The Office for Students wants more ambitious contextual offers to be used by university admission teams, but a recent HEPI survey revealed student opinion is divided on lower grade offers. How did we get here and what is the sector doing? James Higgins reports
The road to fair access
Universities are sometimes referred to as ‘providers’ – and it is a term that will no doubt crop up a few times before the end of this piece – but that word, and the transactional culture it infers upon universities, omits the huge importance higher education institutions (HEIs) have on social mobility; nowhere does societal inequality seem so noticeable – or so newsworthy.

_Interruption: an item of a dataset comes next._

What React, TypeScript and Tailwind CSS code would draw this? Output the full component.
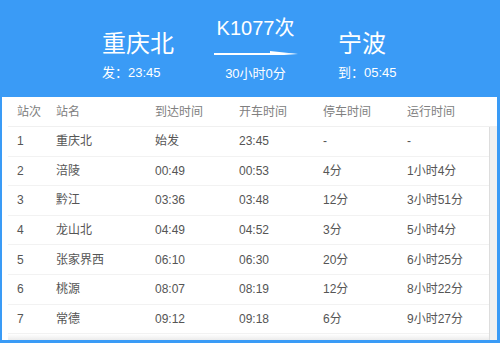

A study from the Education Policy Institute (EPI) thinktank published in July 2019 estimated that by the time students leave secondary school the development gap between disadvantaged and non-disadvantaged is about 18 months and the GCSE attainment gap between them has stopped closing. At the end of reception year, disadvantaged students’ development is four-and-a-half months behind their non-disadvantaged peers.
But it is not until students reach higher education that this picture of educational inequality sharpens. In 2003, the Labour government commissioned Brunel University vice-chancellor Steven Schwartz to lead a review of higher education admissions. The review’s steering group concluded there should be no bias in admissions but suggested that in the short-term “institutions apply holistic assessment to borderline applicants and applicants for over-subscribed courses” with a view to using contextual factors more in future admissions procedures.
Fast-forward to 2019, and the Office for Students (OfS) wants universities to be more ambitious with contextual offers. The regulator – which turned one year old earlier this year – wants higher tariff universities to eliminate the disparity between the number of students from disadvantaged and non-disadvantaged backgrounds by 2038/39. Across the sector, the OfS also wants the ratio of most- and least-represented students to drop from 5:1 to 3:1 by 2024/25.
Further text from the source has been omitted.